• [THE EXERCISE] Can you transcribe the data exactly? Leave the pictures out.
======== MATERIAL ========
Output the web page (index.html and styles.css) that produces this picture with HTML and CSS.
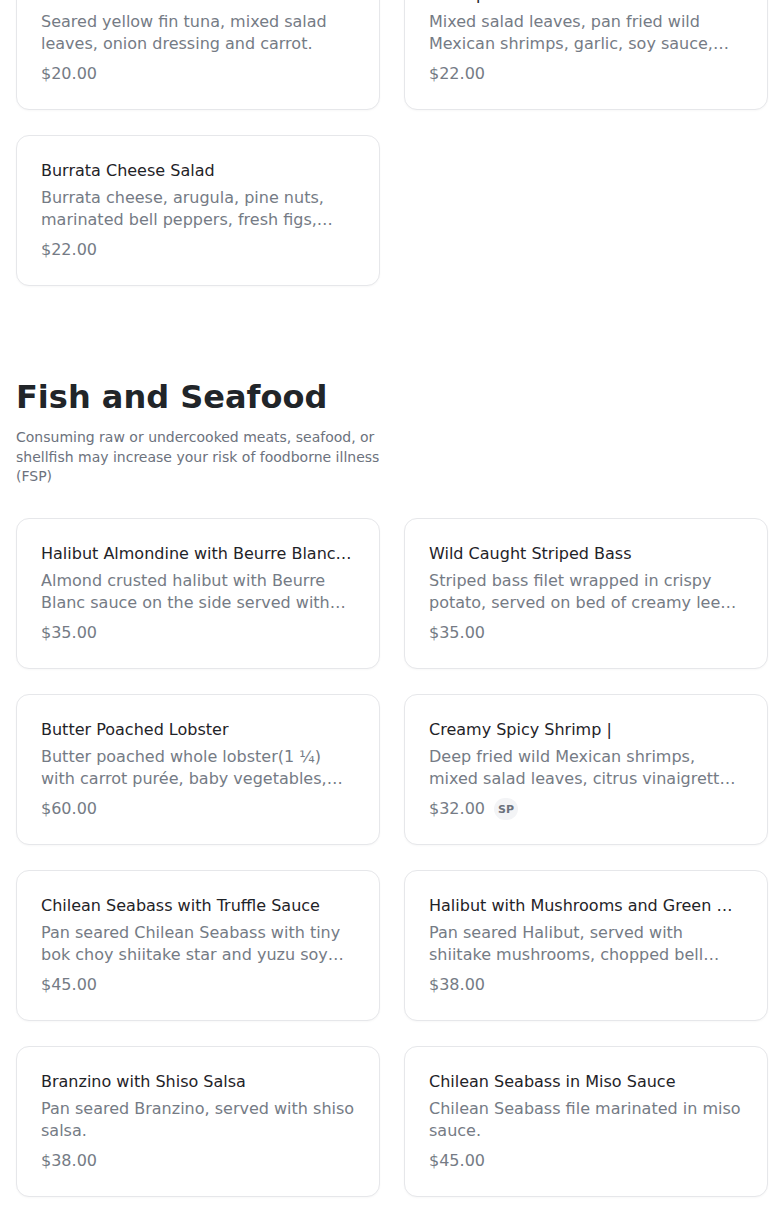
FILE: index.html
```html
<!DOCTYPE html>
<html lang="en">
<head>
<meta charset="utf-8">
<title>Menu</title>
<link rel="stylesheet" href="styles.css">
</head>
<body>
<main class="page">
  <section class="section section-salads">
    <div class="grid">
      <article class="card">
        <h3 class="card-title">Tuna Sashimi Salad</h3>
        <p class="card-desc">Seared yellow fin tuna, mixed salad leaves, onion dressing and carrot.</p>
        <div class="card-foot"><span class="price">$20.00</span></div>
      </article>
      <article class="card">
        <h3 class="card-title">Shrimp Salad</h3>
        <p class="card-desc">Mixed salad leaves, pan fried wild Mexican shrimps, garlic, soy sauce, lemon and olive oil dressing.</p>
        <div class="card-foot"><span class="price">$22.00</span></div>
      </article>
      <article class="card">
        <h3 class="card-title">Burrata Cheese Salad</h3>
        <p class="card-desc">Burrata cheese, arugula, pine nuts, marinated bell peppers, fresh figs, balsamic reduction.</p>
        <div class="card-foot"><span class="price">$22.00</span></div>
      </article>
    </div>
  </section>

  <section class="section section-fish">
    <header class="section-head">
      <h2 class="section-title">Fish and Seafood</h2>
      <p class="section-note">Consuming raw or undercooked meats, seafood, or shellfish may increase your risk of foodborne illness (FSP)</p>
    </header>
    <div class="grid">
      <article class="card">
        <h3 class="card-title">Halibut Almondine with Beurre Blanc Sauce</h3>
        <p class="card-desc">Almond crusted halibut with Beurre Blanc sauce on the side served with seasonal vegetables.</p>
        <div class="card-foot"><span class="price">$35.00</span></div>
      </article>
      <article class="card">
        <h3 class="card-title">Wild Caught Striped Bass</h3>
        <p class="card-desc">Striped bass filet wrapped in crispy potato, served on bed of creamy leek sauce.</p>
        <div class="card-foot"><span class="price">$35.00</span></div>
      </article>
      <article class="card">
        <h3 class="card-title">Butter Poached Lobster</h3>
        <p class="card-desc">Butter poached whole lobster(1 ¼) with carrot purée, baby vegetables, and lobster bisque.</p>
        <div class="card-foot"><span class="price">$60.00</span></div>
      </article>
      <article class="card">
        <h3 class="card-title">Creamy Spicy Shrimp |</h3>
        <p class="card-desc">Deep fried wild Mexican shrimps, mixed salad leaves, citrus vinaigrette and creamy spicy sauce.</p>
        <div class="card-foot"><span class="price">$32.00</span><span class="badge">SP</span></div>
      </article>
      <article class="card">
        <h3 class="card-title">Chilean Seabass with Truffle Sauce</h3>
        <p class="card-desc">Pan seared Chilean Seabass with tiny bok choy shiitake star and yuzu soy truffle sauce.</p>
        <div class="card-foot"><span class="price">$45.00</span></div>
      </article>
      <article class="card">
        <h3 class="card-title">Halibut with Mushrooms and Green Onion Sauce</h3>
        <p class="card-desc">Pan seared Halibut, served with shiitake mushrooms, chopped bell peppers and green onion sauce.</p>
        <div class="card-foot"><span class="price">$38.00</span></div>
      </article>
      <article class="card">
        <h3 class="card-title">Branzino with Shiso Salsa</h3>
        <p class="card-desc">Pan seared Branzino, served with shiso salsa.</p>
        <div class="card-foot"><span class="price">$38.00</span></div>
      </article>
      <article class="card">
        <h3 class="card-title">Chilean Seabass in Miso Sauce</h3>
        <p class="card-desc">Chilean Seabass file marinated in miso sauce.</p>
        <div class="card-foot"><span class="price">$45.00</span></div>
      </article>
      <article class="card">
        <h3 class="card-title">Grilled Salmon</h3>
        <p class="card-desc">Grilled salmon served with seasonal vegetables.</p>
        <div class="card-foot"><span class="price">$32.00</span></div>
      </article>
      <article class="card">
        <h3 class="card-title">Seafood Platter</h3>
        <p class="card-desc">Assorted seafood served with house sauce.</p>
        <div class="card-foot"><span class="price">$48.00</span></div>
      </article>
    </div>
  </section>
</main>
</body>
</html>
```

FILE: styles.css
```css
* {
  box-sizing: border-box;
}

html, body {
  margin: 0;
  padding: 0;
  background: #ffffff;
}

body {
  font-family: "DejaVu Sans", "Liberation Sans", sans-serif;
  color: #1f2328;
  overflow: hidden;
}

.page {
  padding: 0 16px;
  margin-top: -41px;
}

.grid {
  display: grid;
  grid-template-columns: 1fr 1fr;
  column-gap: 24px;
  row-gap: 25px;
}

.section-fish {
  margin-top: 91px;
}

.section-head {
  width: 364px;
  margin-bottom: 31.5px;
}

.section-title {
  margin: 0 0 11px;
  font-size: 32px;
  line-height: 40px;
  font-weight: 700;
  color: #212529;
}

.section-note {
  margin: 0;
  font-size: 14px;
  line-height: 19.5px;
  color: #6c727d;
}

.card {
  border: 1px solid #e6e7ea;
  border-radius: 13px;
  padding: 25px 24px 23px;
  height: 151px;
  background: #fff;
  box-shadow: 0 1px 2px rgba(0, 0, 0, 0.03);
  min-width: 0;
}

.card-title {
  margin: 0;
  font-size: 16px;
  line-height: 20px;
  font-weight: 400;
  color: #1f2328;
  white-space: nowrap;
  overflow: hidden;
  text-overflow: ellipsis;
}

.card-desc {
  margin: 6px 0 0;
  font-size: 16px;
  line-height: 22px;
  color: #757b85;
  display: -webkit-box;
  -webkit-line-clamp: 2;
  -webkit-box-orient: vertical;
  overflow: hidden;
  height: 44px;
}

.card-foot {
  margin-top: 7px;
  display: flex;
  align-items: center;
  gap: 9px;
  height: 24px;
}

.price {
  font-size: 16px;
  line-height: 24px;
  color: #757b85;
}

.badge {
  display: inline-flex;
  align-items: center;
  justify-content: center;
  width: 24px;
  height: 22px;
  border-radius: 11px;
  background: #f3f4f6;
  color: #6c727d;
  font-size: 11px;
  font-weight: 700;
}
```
========
• [TASK ANSWER]
Output the web page (index.html and styles.css) that produces this picture with HTML and CSS.
FILE: index.html
```html
<!DOCTYPE html>
<html lang="en">
<head>
<meta charset="utf-8">
<title>Menu</title>
<link rel="stylesheet" href="styles.css">
</head>
<body>
<main class="page">
  <section class="section section-salads">
    <div class="grid">
      <article class="card">
        <h3 class="card-title">Tuna Sashimi Salad</h3>
        <p class="card-desc">Seared yellow fin tuna, mixed salad leaves, onion dressing and carrot.</p>
        <div class="card-foot"><span class="price">$20.00</span></div>
      </article>
      <article class="card">
        <h3 class="card-title">Shrimp Salad</h3>
        <p class="card-desc">Mixed salad leaves, pan fried wild Mexican shrimps, garlic, soy sauce, lemon and olive oil dressing.</p>
        <div class="card-foot"><span class="price">$22.00</span></div>
      </article>
      <article class="card">
        <h3 class="card-title">Burrata Cheese Salad</h3>
        <p class="card-desc">Burrata cheese, arugula, pine nuts, marinated bell peppers, fresh figs, balsamic reduction.</p>
        <div class="card-foot"><span class="price">$22.00</span></div>
      </article>
    </div>
  </section>

  <section class="section section-fish">
    <header class="section-head">
      <h2 class="section-title">Fish and Seafood</h2>
      <p class="section-note">Consuming raw or undercooked meats, seafood, or shellfish may increase your risk of foodborne illness (FSP)</p>
    </header>
    <div class="grid">
      <article class="card">
        <h3 class="card-title">Halibut Almondine with Beurre Blanc Sauce</h3>
        <p class="card-desc">Almond crusted halibut with Beurre Blanc sauce on the side served with seasonal vegetables.</p>
        <div class="card-foot"><span class="price">$35.00</span></div>
      </article>
      <article class="card">
        <h3 class="card-title">Wild Caught Striped Bass</h3>
        <p class="card-desc">Striped bass filet wrapped in crispy potato, served on bed of creamy leek sauce.</p>
        <div class="card-foot"><span class="price">$35.00</span></div>
      </article>
      <article class="card">
        <h3 class="card-title">Butter Poached Lobster</h3>
        <p class="card-desc">Butter poached whole lobster(1 ¼) with carrot purée, baby vegetables, and lobster bisque.</p>
        <div class="card-foot"><span class="price">$60.00</span></div>
      </article>
      <article class="card">
        <h3 class="card-title">Creamy Spicy Shrimp |</h3>
        <p class="card-desc">Deep fried wild Mexican shrimps, mixed salad leaves, citrus vinaigrette and creamy spicy sauce.</p>
        <div class="card-foot"><span class="price">$32.00</span><span class="badge">SP</span></div>
      </article>
      <article class="card">
        <h3 class="card-title">Chilean Seabass with Truffle Sauce</h3>
        <p class="card-desc">Pan seared Chilean Seabass with tiny bok choy shiitake star and yuzu soy truffle sauce.</p>
        <div class="card-foot"><span class="price">$45.00</span></div>
      </article>
      <article class="card">
        <h3 class="card-title">Halibut with Mushrooms and Green Onion Sauce</h3>
        <p class="card-desc">Pan seared Halibut, served with shiitake mushrooms, chopped bell peppers and green onion sauce.</p>
        <div class="card-foot"><span class="price">$38.00</span></div>
      </article>
      <article class="card">
        <h3 class="card-title">Branzino with Shiso Salsa</h3>
        <p class="card-desc">Pan seared Branzino, served with shiso salsa.</p>
        <div class="card-foot"><span class="price">$38.00</span></div>
      </article>
      <article class="card">
        <h3 class="card-title">Chilean Seabass in Miso Sauce</h3>
        <p class="card-desc">Chilean Seabass file marinated in miso sauce.</p>
        <div class="card-foot"><span class="price">$45.00</span></div>
      </article>
      <article class="card">
        <h3 class="card-title">Grilled Salmon</h3>
        <p class="card-desc">Grilled salmon served with seasonal vegetables.</p>
        <div class="card-foot"><span class="price">$32.00</span></div>
      </article>
      <article class="card">
        <h3 class="card-title">Seafood Platter</h3>
        <p class="card-desc">Assorted seafood served with house sauce.</p>
        <div class="card-foot"><span class="price">$48.00</span></div>
      </article>
    </div>
  </section>
</main>
</body>
</html>
```

FILE: styles.css
```css
* {
  box-sizing: border-box;
}

html, body {
  margin: 0;
  padding: 0;
  background: #ffffff;
}

body {
  font-family: "DejaVu Sans", "Liberation Sans", sans-serif;
  color: #1f2328;
  overflow: hidden;
}

.page {
  padding: 0 16px;
  margin-top: -41px;
}

.grid {
  display: grid;
  grid-template-columns: 1fr 1fr;
  column-gap: 24px;
  row-gap: 25px;
}

.section-fish {
  margin-top: 91px;
}

.section-head {
  width: 364px;
  margin-bottom: 31.5px;
}

.section-title {
  margin: 0 0 11px;
  font-size: 32px;
  line-height: 40px;
  font-weight: 700;
  color: #212529;
}

.section-note {
  margin: 0;
  font-size: 14px;
  line-height: 19.5px;
  color: #6c727d;
}

.card {
  border: 1px solid #e6e7ea;
  border-radius: 13px;
  padding: 25px 24px 23px;
  height: 151px;
  background: #fff;
  box-shadow: 0 1px 2px rgba(0, 0, 0, 0.03);
  min-width: 0;
}

.card-title {
  margin: 0;
  font-size: 16px;
  line-height: 20px;
  font-weight: 400;
  color: #1f2328;
  white-space: nowrap;
  overflow: hidden;
  text-overflow: ellipsis;
}

.card-desc {
  margin: 6px 0 0;
  font-size: 16px;
  line-height: 22px;
  color: #757b85;
  display: -webkit-box;
  -webkit-line-clamp: 2;
  -webkit-box-orient: vertical;
  overflow: hidden;
  height: 44px;
}

.card-foot {
  margin-top: 7px;
  display: flex;
  align-items: center;
  gap: 9px;
  height: 24px;
}

.price {
  font-size: 16px;
  line-height: 24px;
  color: #757b85;
}

.badge {
  display: inline-flex;
  align-items: center;
  justify-content: center;
  width: 24px;
  height: 22px;
  border-radius: 11px;
  background: #f3f4f6;
  color: #6c727d;
  font-size: 11px;
  font-weight: 700;
}
```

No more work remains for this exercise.